Error Downloading Packages:
  cloudera-manager-daemons-5.4.9-1.cm549.p0.9.el6.x86_64: Caching enabled but no local cache of /var/cache/yum/x86_64/6Server/cloudera-manager/packages/cloudera-manager-daemons-5.4.9-1.cm549.p0.9.el6.x86_64.rpm from cloudera-manager

Since I know of no changes in our files, I am not sure why the yum / rpm installations from cloudera no longer appear to be working.  

1 ACCEPTED SOLUTION

avatar
Explorer

After experiencing this for a week it appears to have resolved itself.  The most likely root cause for this was networking issues within AWS however we were not able to find anything in our specific instance.

View solution in original post

7 REPLIES 7

avatar
Master Collaborator

Hi Dustin - 

 

Is this transient? It could a tempoary Cloudera CDN / download site error. Did the AWS environment change in a way that could impact outbound internet access? (new security group rules, network ACLs, NAT instance changes etc.)

 

It could help to add "yum clean all" to the bootstrap script to make sure there is no stale information.

 

avatar
Explorer

Andrei,

This was happenning all day yesterday with at least 4 attempts made.  I tried again this morning and while it passed the cloudera-manager-daemon step, it failed with basically the same error on the 'Installing cloudera-manager-server' step this time.  I am can check with our operations to see if there are any network changes in AWS but I don't think so.  I also checked the security group and all traffic is enabled on both inbound and outbound rules.

 

I will add yum cleanup commands to the end of our custom bootstrap to see if that works.

yum clean all

yum makecache

 

Thanks

avatar
Master Collaborator

This may also happen due to one of the recent maintainance releases.

Please check the following properties for accuracy:

 

  • within the cloudera-manager {} block repository: and repositoryKeyUrl: 
  • within the cluster {} block products {} and parcelRepositories:

avatar
Explorer

Here was our initial configuration: (#1)

  • no `repository, repositoryKeyUrl, or parcelRepositories` configurations specified in the cloudera-manager block
  • inside cluster{} -> products{} we had 'CDH: 5' configured

 

We also tried to update this to a specific version with these configurations: (#2)

  • only 'parcelRepositories: ' specified as http://archive.cloudera.com/cdh5/parcels/5.3.3/
  • no `repository or repositoryKeyUrl` configurations specified
  • inside cluster{} -> products{} we have 'CDH: 5.3.3' configured

Startup Attempts

  1. The first attempt today with configuration #1 was unsuccessful.
  2. Another attempt with conf #1 and adding `yum clean all` and `yum makecache` was successful
  3. We updated to conf #2, keeping the yum commands and we ran into the same error.

I don't think the yum commands made a difference but it would be nice to know what we should specify in the repositories and products configurations to specify a specific version of CDH to install.

avatar
Master Collaborator

This is an example on how you can have strict control over version numbers for all the diferrent components:

 

 

cloudera-manager {

    repository: "http://archive.cloudera.com/cm5/redhat/6/x86_64/cm/5.5.1/"
    repositoryKeyUrl: "http://archive.cloudera.com/cm5/redhat/6/x86_64/cm/RPM-GPG-KEY-cloudera"
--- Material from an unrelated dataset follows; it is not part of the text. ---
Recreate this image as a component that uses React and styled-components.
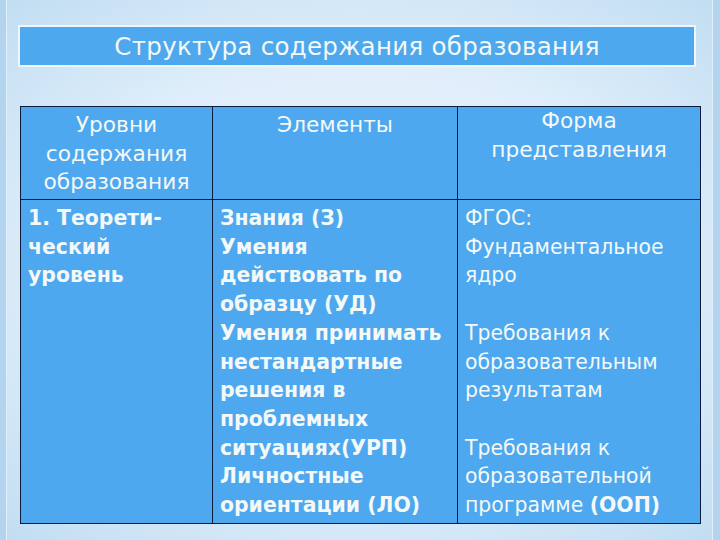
import React from "react";
import styled, { createGlobalStyle } from "styled-components";

const Global = createGlobalStyle`
  html, body { margin: 0; padding: 0; }
  body { width: 720px; height: 540px; overflow: hidden; }
`;

const Slide = styled.div`
  width: 720px;
  height: 540px;
  box-sizing: border-box;
  padding: 25px 20px 0 18px;
  font-family: "DejaVu Sans", Verdana, sans-serif;
  color: #f4f8f6;
  background:
    radial-gradient(ellipse 75% 70% at 50% 50%, #edf6fd 0%, #dfeefa 55%, #bfdcf2 100%);
  box-shadow: inset 6px 0 0 #b3d4ef, inset 7px 0 0 #e3f0fa, inset -7px 0 0 #b3d4ef, inset -8px 0 0 #e3f0fa;
`;

const TitleBar = styled.div`
  width: 678px;
  height: 42px;
  box-sizing: border-box;
  border: 2px solid #eef6fd;
  background: #4da8ee;
  display: flex;
  align-items: center;
  justify-content: center;
  font-size: 24.5px;
  letter-spacing: 0.3px;
`;

const Table = styled.table`
  margin: 39px 0 0 2px;
  width: 680px;
  border-collapse: collapse;
  table-layout: fixed;
  background: #4ea8ef;
`;

const Cell = styled.td`
  border: 1.5px solid #0d1b3a;
  vertical-align: top;
  font-size: ${(p) => (p.$center ? 21.7 : 20.4)}px;
  line-height: 28.7px;
  white-space: nowrap;
  padding: ${(p) => p.$pt ?? 4}px 0 0 ${(p) => (p.$center ? 0 : 7)}px;
  text-align: ${(p) => (p.$center ? "center" : "left")};
  font-weight: ${(p) => (p.$bold ? "bold" : "normal")};
  height: ${(p) => p.$h}px;
  box-sizing: border-box;
  letter-spacing: 0;
`;

const B = styled.b`
  font-weight: bold;
`;

const lines = (arr) =>
  arr.map((l, i) => (
    <React.Fragment key={i}>
      {l}
      {i < arr.length - 1 && <br />}
    </React.Fragment>
  ));

export default function App() {
  return (
    <>
      <Global />
      <Slide>
        <TitleBar>Структура содержания образования</TitleBar>
        <Table>
          <colgroup>
            <col style={{ width: 192 }} />
            <col style={{ width: 245 }} />
            <col style={{ width: 243 }} />
          </colgroup>
          <tbody>
            <tr>
              <Cell $center $h={93}>
                {lines(["Уровни", "содержания", "образования"])}
              </Cell>
              <Cell $center $h={93}>Элементы</Cell>
              <Cell $center $pt={0} $h={93}>
                {lines(["Форма", "представления"])}
              </Cell>
            </tr>
            <tr>
              <Cell $bold $h={324}>
                {lines(["1. Теорети-", "ческий", "уровень"])}
              </Cell>
              <Cell $bold $h={324}>
                {lines([
                  "Знания (З)",
                  "Умения",
                  "действовать по",
                  "образцу (УД)",
                  "Умения принимать",
                  "нестандартные",
                  "решения в",
                  "проблемных",
                  "ситуациях(УРП)",
                  "Личностные",
                  "ориентации (ЛО)",
                ])}
              </Cell>
              <Cell $h={324}>
                {lines([
                  "ФГОС:",
                  "Фундаментальное",
                  "ядро",
                  "\u00a0",
                  "Требования к",
                  "образовательным",
                  "результатам",
                  "\u00a0",
                  "Требования к",
                  "образовательной",
                ])}
                <br />
                программе <B>(ООП)</B>
              </Cell>
            </tr>
          </tbody>
        </Table>
      </Slide>
    </>
  );
}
[...] } cluster { products { CDH: 5.5.1 } parcelRepositories: ["http://archive.cloudera.com/cdh5/parcels/5.5.1/"]
[...] }

It's important that when you override the parcel version you also change Cloudera Manager repository to be in sync. Older versions of Cloudera Manager do not support newer versions of CDH and in some cases you may get hard to debug non-determistic failures. 

 

 

Do you have a NAT instance in your environment? Could that be affected by high load? 

avatar
Explorer

Based on your response we were able to get a specific version of the cluster created.  We are still experiencing about a 50% failure rate when installing however.  If we can confirm there are no issues on cloudera's end then we will have to start looking into issues with the AWS accounts NAT.

avatar
Explorer

After experiencing this for a week it appears to have resolved itself.  The most likely root cause for this was networking issues within AWS however we were not able to find anything in our specific instance.